Like Videodrome, and The Twonky, and Network, and so many other films, The Brain concerns itself primarily with the power of television (and not dissimilarly, religion) and how it can consume our lives and our thoughts (I’m sure there have been plenty of radio pulp plots involving the same basic idea, as well; the technology powers the story, but let’s also remember that people didn’t really plant themselves in front of the radio for the entirety of their day allowing it to narcotize them into complacency).  Blake is a slick, pedagogic guru for the McLuhan Age, a late Eighties Dr. Phil, offering up easy solutions (just ship your troubles away!) to questions that don’t necessarily have straight answers.  The nefariousness lies in what’s underneath these reassuring edicts of white noise bullshit.  Words do have power, but here they are a mask, like a political façade, seeking power and corruption in the guise of magnanimity with good deeds.  Mass communication is the key, for with it the Brain creates an army of pod people.  The kicker is that people want to watch Independent Thinking, otherwise the seed would never have been planted and allowed to grow.  The commentary is that we desire the lives of sheep.  It’s easier that way, and when the masters come to slaughter you, you likely won’t even understand what’s going on until it’s too late, anyway.  Interestingly, the Brain itself doesn’t speak, instead projecting its thoughts and commands onto a computer screen.  I can understand why it may need to project its thoughts to a mass audience via television, but it strikes me as odd that it can’t just communicate orders directly into the minds of its lackeys (I get that the computer is more visual, but it’s also dumb).  Plus, it makes the Brain come off like a spoiled child (“I WANT ACTION!”  Who doesn’t?), an angle that has some intriguing possibilities but with which nothing is ever done (the fatal flaw of the entire film, really).    

In the same way that this movie takes ideas from more sophisticated films, it also follows in the tradition of B-movie creature features (largely from the Fifties).  Everything from The Brain from Planet Arous to Fiend Without a Face to The Space Children to The Brain that Wouldn’t Die have dealt with disembodied heads and/or brains which have machinations on the lives of men (and only one of the ones I mentioned, The Space Children, has a brain that wants to actually do good, though it does so through destruction).  Of course, other body parts, especially hands, have been granted nefarious motives in cinema (Body Parts, Hands of the Ripper, The Hands of Orlac, etcetera), but typically there is a more psychological implication in those scenarios, a conflict between the man and the foreign graft.  With the mind of the other, the influence is exterior.  You can cut off a hand that tells you to kill, but you have to track down and physically destroy a giant brain (this is made more difficult when said brain has a giant mouth loaded with pointy teeth).  In line with the power of mass media on the gullible mind, the power of the invading brain on the individual means a loss of identity for the victim.  The difference lies in the desire of the prey.  We want to tune in and drop out with our television, though we say we don’t want others telling us what to do.  The collision of these opposing desires, to me, is what makes them fascinating.  I’m easy.

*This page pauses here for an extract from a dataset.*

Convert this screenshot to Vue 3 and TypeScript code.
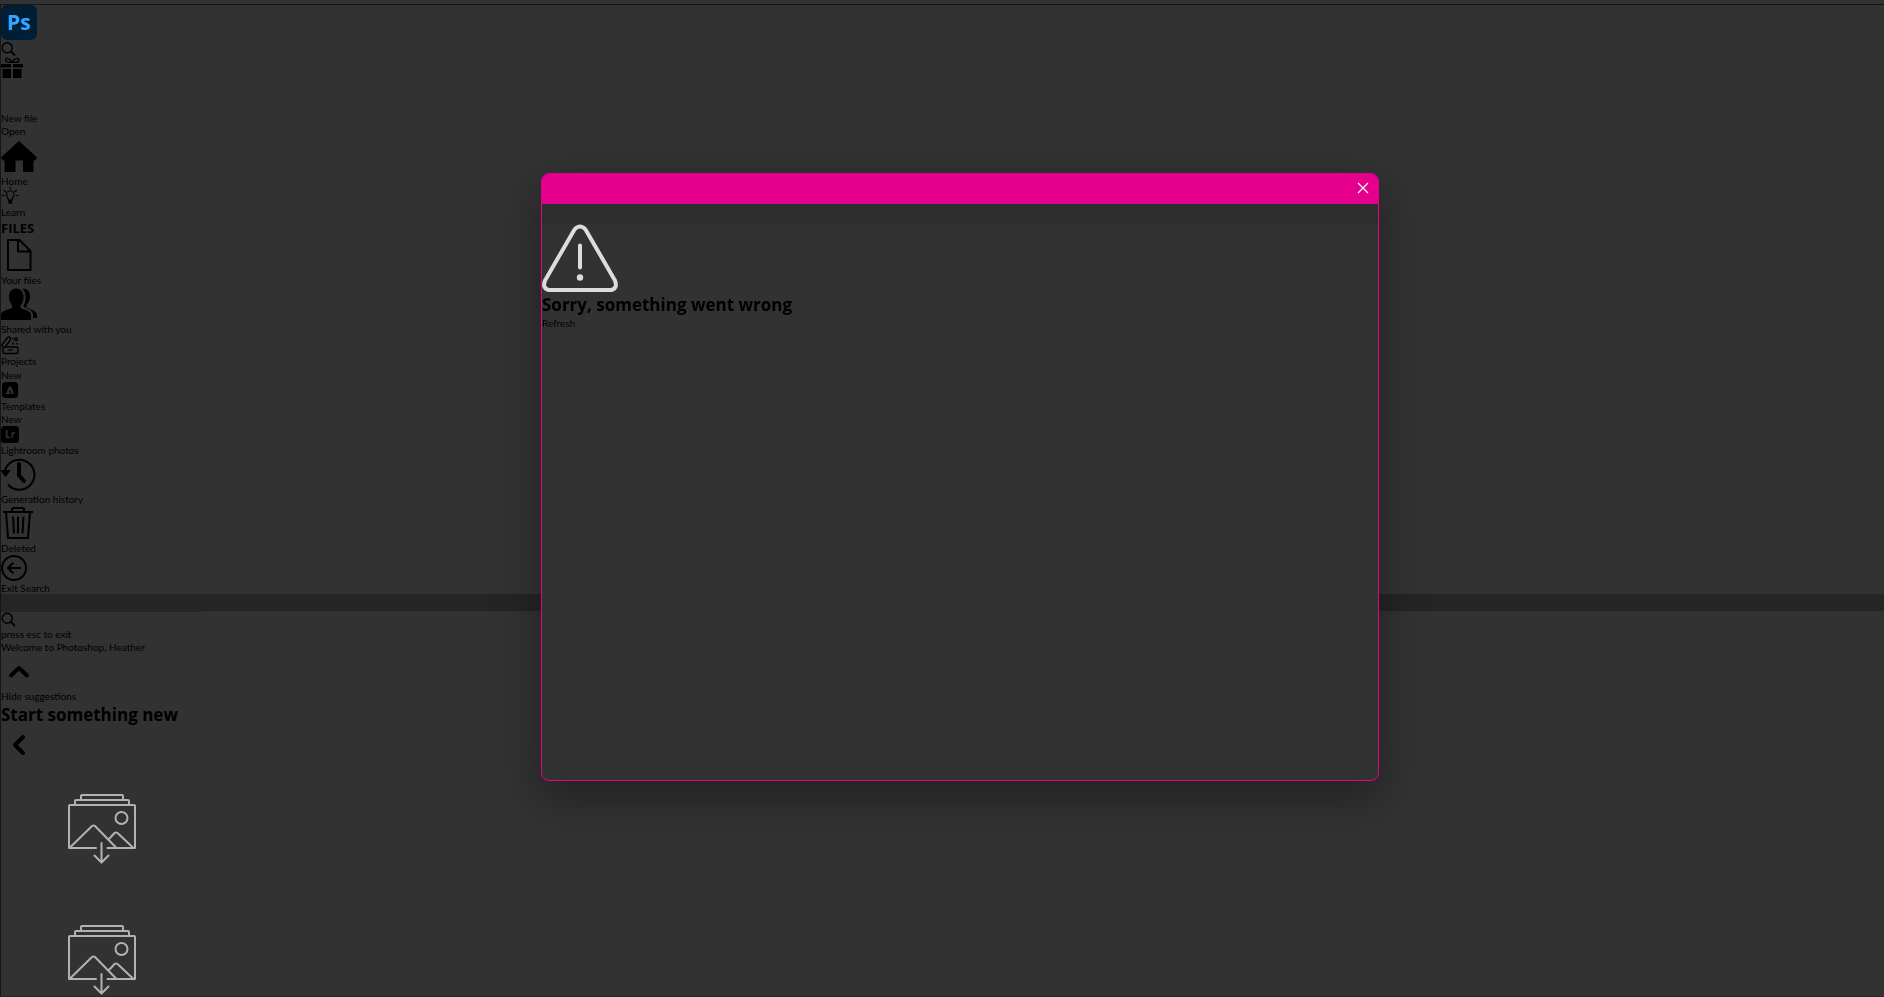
<script setup lang="ts">
import { ref } from 'vue'

const query = ref('')
const suggestions = [1, 2]
</script>

<template>
  <div class="page">
    <div class="frame">
      <header>
        <svg class="logo" viewBox="0 0 36 36" role="img" aria-label="Photoshop">
          <rect width="36" height="35" rx="6" fill="#001e36" />
          <text x="6" y="25" class="ps">Ps</text>
        </svg>
        <button class="row" aria-label="Search">
          <svg class="magnifier" viewBox="0 0 15 16">
            <circle cx="6.2" cy="6.7" r="5" fill="none" stroke="currentColor" stroke-width="1.4" />
            <path d="M9.8 10.3L14 14.5" stroke="currentColor" stroke-width="1.8" />
          </svg>
        </button>
        <button class="row gift-row" aria-label="What's new">
          <svg class="gift" viewBox="0 0 22 22">
            <path d="M0 7h10v3.500H0zM12 7h10v3.500H12zM1.500 12H10v9H1.500zM12 12h8.500v9H12z" fill="currentColor" />
            <path d="M11 5C9 1 4.500 .5 4.500 3S8 5.500 11 5C13 1 18 .5 18 3S14 5.500 11 5z" fill="none" stroke="currentColor" stroke-width="1.400" />
          </svg>
        </button>
      </header>

      <nav>
        <button class="row">New file</button>
        <button class="row">Open</button>
        <button class="row">
          <svg class="large spaced" viewBox="0 0 36 36">
            <path d="M18 3.500L35.500 19.500 34 22H32v11.500H22.500V22H14v11.500H4V22H2L.5 19.500z" fill="currentColor" stroke="currentColor" stroke-width="1" stroke-linejoin="round" />
          </svg>
          <span>Home</span>
        </button>
        <button class="row">
          <svg class="small" viewBox="0 0 18 18">
            <path d="M7.500 12.500C7.500 9.800 5.500 9.500 5.500 6.500A3.700 3.700 0 0 1 13 6.500C13 9.500 11 9.800 11 12.500z" fill="none" stroke="currentColor" stroke-width="1.200" />
            <path d="M7.300 11.500h3.900v3.500L9.900 16H8.600L7.300 15z" fill="currentColor" />
            <path d="M9.300 -1v2M2.800 2l2 2M15.800 2l-2 2M1 7.500h2.800M14.800 7.500h2.800" stroke="currentColor" stroke-width="1.200" />
          </svg>
          <span>Learn</span>
        </button>

        <h2 class="section">FILES</h2>
        <button class="row">
          <svg class="large spaced" viewBox="0 0 36 36">
            <path d="M7 3H18.500L29.500 14V33H7zM17 3v11.500H29" fill="none" stroke="currentColor" stroke-width="2" stroke-linejoin="round" />
          </svg>
          <span>Your files</span>
        </button>
        <button class="row">
          <svg class="large" viewBox="0 0 36 36">
            <path d="M15 1.500C10 1.500 8 5.500 8 10C8 14 10 17 11 18.500V21C6 23 0 24 0 28V33H30V28C30 24 24 23 19.500 21V18.500C21 17 22.500 14 22.500 10C22.500 5.500 20 1.500 15 1.500z" fill="currentColor" />
            <path d="M21.500 2C27 1 29 5.500 29 9.500C29 14 26.500 16.500 25.500 18V20.500C30 22.500 36 24 36 28.500V31H32V28C32 23 27 22 22.500 19.500V18.500C26 13 25 5 21.500 2z" fill="currentColor" />
          </svg>
          <span>Shared with you</span>
        </button>
        <button class="row">
          <svg class="small projects" viewBox="0 0 18 19">
            <g fill="none" stroke="currentColor" stroke-width="1.400" stroke-linejoin="round">
              <rect x="2" y="11" width="15" height="6.500" rx="1.500" />
              <path d="M2 11C0 10 1 8.500 2 7.500L6.500 1.500Q8 .5 9.200 2T9 4.500L4.500 10.500M7.500 14h4" />
              <circle cx="15" cy="3.300" r="1.400" />
            </g>
            <path d="M11 6.500h2v2h-2zM15 7h1.500v1.500H15zM11 2h1.200v1.200H11z" fill="currentColor" />
          </svg>
          <span>Projects</span>
          <span class="tag">New</span>
        </button>
        <button class="row">
          <svg class="small" viewBox="0 0 18 18">
            <rect x="1" y="0" width="16" height="16" rx="3.500" fill="currentColor" />
            <path d="M5 12L8 4.500h2L13 12h-2.200L9 7.500 7.800 10.500H9.300L9.800 12z" fill="#323232" />
          </svg>
          <span>Templates</span>
          <span>New</span>
        </button>
        <button class="row">
          <svg class="small" viewBox="0 0 18 18">
            <rect x="0" y="0" width="18" height="17" rx="3.500" fill="currentColor" />
            <text x="4" y="12" class="lr">Lr</text>
          </svg>
          <span>Lightroom photos</span>
        </button>
        <button class="row">
          <svg class="large" viewBox="0 0 36 36">
            <path d="M3.500 16A15 15 0 1 1 7 27.500" fill="none" stroke="currentColor" stroke-width="2" />
            <path d="M0 13.500H9L4.500 19.500z" fill="currentColor" stroke="currentColor" stroke-linejoin="round" />
            <path d="M18 7v11.500l5 5.500" fill="none" stroke="currentColor" stroke-width="4" stroke-linecap="round" stroke-linejoin="round" />
          </svg>
          <span>Generation history</span>
        </button>
        <button class="row">
          <svg class="large" viewBox="0 0 36 36">
            <path d="M2 6H32M11 6V3.500Q11 2 12.500 2H21.500Q23 2 23 3.500V6M5 6L7 32H27L29 6M12 10.500L13 27.500M17 10.500V27.500M22.500 10.500L21.500 27.500" fill="none" stroke="currentColor" stroke-width="2" />
          </svg>
          <span>Deleted</span>
        </button>
        <button class="row">
          <svg class="medium" viewBox="0 0 27 27">
            <circle cx="13" cy="13" r="12" fill="none" stroke="currentColor" stroke-width="2" />
            <path d="M20 13H7M12.500 7.500L7 13L12.500 18.500" fill="none" stroke="currentColor" stroke-width="2" />
          </svg>
          <span>Exit Search</span>
        </button>
      </nav>

      <main>
        <div class="searchbar"><input v-model="query" type="search" aria-label="Search files" /></div>
        <svg class="magnifier lower" viewBox="0 0 15 16">
          <circle cx="6.200" cy="6.200" r="5" fill="none" stroke="currentColor" stroke-width="1.400" />
          <path d="M9.800 9.800L14 14" stroke="currentColor" stroke-width="1.800" />
        </svg>
        <p>press esc to exit</p>
        <p>Welcome to Photoshop, Heather</p>
        <button class="row">
          <svg class="large" viewBox="0 0 36 36">
            <path d="M10 21.500L18 14L26 21.500" fill="none" stroke="currentColor" stroke-width="4" stroke-linecap="round" stroke-linejoin="round" />
          </svg>
          <span>Hide suggestions</span>
        </button>
        <h1>Start something new</h1>
        <button class="row" aria-label="Previous">
          <svg class="large" viewBox="0 0 36 36">
            <path d="M22 10L14 18L22 26" fill="none" stroke="currentColor" stroke-width="4" stroke-linecap="round" stroke-linejoin="round" />
          </svg>
        </button>
        <div class="cards">
          <svg v-for="n in suggestions" :key="n" class="card" viewBox="0 0 68 70">
            <g fill="none" stroke="#b2b2b2" stroke-width="2" stroke-linejoin="round" stroke-linecap="round">
              <path d="M28 54H1V12Q1 11 2 11H66Q67 11 67 12V54H39.500" />
              <path d="M7 11V7Q7 6 8 6H60Q61 6 61 7V11M13 6V2Q13 1 14 1H54Q55 1 55 2V6" />
              <circle cx="53.500" cy="24" r="6" />
              <path d="M2 53.500L24 32Q25.500 31 27 32L48 53.500M41 45L46.500 39Q48 38 49.500 39L65 53.500M33.500 49V68M26.500 61.500L33.500 68.500L40.500 61.500" />
            </g>
          </svg>
        </div>
      </main>
    </div>

    <div class="overlay">
      <section class="dialog" role="alertdialog" aria-labelledby="error-title">
        <div class="titlebar">
          <button class="close" aria-label="Close">
            <svg viewBox="0 0 12 12"><path d="M1 1L11 11M11 1L1 11" stroke="#fff" stroke-width="1.200" /></svg>
          </button>
        </div>
        <div class="strip"></div>
        <svg class="warning" viewBox="0 0 76 68">
          <path d="M32.500 5Q38 -1 43.500 5L73 56Q76 64 69 65.500H7Q0 64 3 56z" fill="none" stroke="#dcdcdc" stroke-width="4" stroke-linejoin="round" />
          <path d="M38 21V43" stroke="#dcdcdc" stroke-width="4" stroke-linecap="round" />
          <circle cx="38" cy="53" r="3.200" fill="#dcdcdc" />
        </svg>
        <h1 id="error-title">Sorry, something went wrong</h1>
        <button class="row">Refresh</button>
      </section>
    </div>
  </div>
</template>

<style>
body {
  margin: 0;
  background: #323232;
}
</style>

<style scoped>
.page {
  height: 100vh;
  overflow: hidden;
  display: flex;
  flex-direction: column;
  box-sizing: border-box;
  padding-top: 4px;
  background: #323232;
  color: #000;
  font-family: Lato, "Open Sans", sans-serif;
  font-size: 10px;
  line-height: 13px;
}
.frame {
  flex: 1;
  min-height: 0;
  overflow: hidden;
  border: 1px solid #161616;
  border-right: 0;
  border-bottom-color: #2b282a;
}
header,
nav,
main {
  display: flex;
  flex-direction: column;
}
main {
  margin-top: -1px;
}
svg {
  display: block;
  flex: none;
  overflow: visible;
}
button {
  border: 0;
  padding: 0;
  background: none;
  color: inherit;
  font: inherit;
}
.row {
  display: flex;
  flex-direction: column;
  align-items: flex-start;
  text-align: left;
}
p,
h1,
h2 {
  margin: 0;
}
h1,
h2 {
  font-family: "Open Sans", "Noto Sans", sans-serif;
}
.logo {
  width: 36px;
  height: 36px;
}
.ps {
  fill: #31a8ff;
  font: 700 21px "Open Sans", sans-serif;
}
.lr {
  fill: #323232;
  font: 700 10px "Open Sans", sans-serif;
}
.magnifier {
  width: 15px;
  height: 16px;
}
.gift {
  width: 22px;
  height: 22px;
}
.gift-row {
  height: 55px;
}
.large {
  width: 36px;
  height: 36px;
}
.spaced {
  margin-bottom: 1px;
}
.medium {
  width: 27px;
  height: 27px;
}
.small {
  width: 18px;
  height: 18px;
}
.projects {
  height: 19px;
}
.tag {
  line-height: 14px;
}
.section {
  font-size: 13px;
  line-height: 18px;
}
.searchbar {
  height: 17px;
  background: #252525;
}
input {
  display: block;
  box-sizing: border-box;
  width: 200px;
  height: 18px;
  padding: 0;
  border: 0;
  outline: 0;
  background: #252525;
  color: #000;
  font: inherit;
}
.lower {
  margin-top: 1px;
}
h1 {
  font-size: 17px;
  line-height: 24px;
}
.cards {
  display: flex;
  flex-direction: column;
  gap: 61px;
  padding: 31px 67px 0;
}
.card {
  width: 68px;
  height: 70px;
}
.overlay {
  position: fixed;
  inset: 0;
  display: grid;
  place-items: center;
  padding: 0 0 43px 36px;
}
.dialog {
  box-sizing: border-box;
  width: min(838px, 100%);
  min-height: 608px;
  overflow: hidden;
  border: 1px solid #e4008c;
  border-radius: 8px;
  background: #323232;
  box-shadow: 0 16px 48px rgba(0, 0, 0, 0.35);
}
.titlebar {
  display: flex;
  align-items: flex-start;
  justify-content: flex-end;
  box-sizing: border-box;
  height: 30px;
  padding: 8px 9px 0 0;
  background: #e4008c;
}
.close svg {
  width: 12px;
  height: 12px;
}
.strip {
  height: 20px;
  background: #2d2d2d;
}
.warning {
  width: 76px;
  height: 69px;
}
</style>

The Brain is, or at least could be, some good fun with the right set of lowered expectations.  The monster is slimy and goofy.  The premise has promise.  The problem is that the film never goes for more than it absolutely has to in fulfilling its obligations as a monster movie.  It also never explains certain things, like how an eight-foot brain gets from place to place without being seen, how it manages to surprise people as often as it does, or why it needs to eat them other than to give the audience some oddly Cookie-Monster-esque vibes.  More than these things, which are forgivable in this context, is the fact that our lead is an unconscionable prick with a smartass streak a mile wide.  He blows the plumbing at his high school for no reason whatsoever (aside from blatant foreshadowing).  After making with a load of self-righteous indignation that he could possibly be in trouble for anything because of his good grades (arguably his girlfriend Janet’s (Cynthia Preston) grades, since Jim copies off her), he superglues his principal’s slacks to a chair.  Jim shouldn’t be worried about being expelled from school.  He should be worried about having his ass kicked up and down the school’s hallways.  This being our main character, it’s difficult to really care if he gets eaten, mind-controlled, what-have-you.  Consequently, it’s difficult to sit through the film from Jim’s perspective except in the hope that your own dormant mental powers will kick in and rewrite the film so little Jimmy gets a well-deserved comeuppance.

MVT:  The effects are gooey, goofy, and well enough designed.

Make or Break:  I defy you to not want to smack the smug look off Jim’s face from the minute he enters his high school and hooks up with his “friends” (also jerks but on a smaller scale than young James).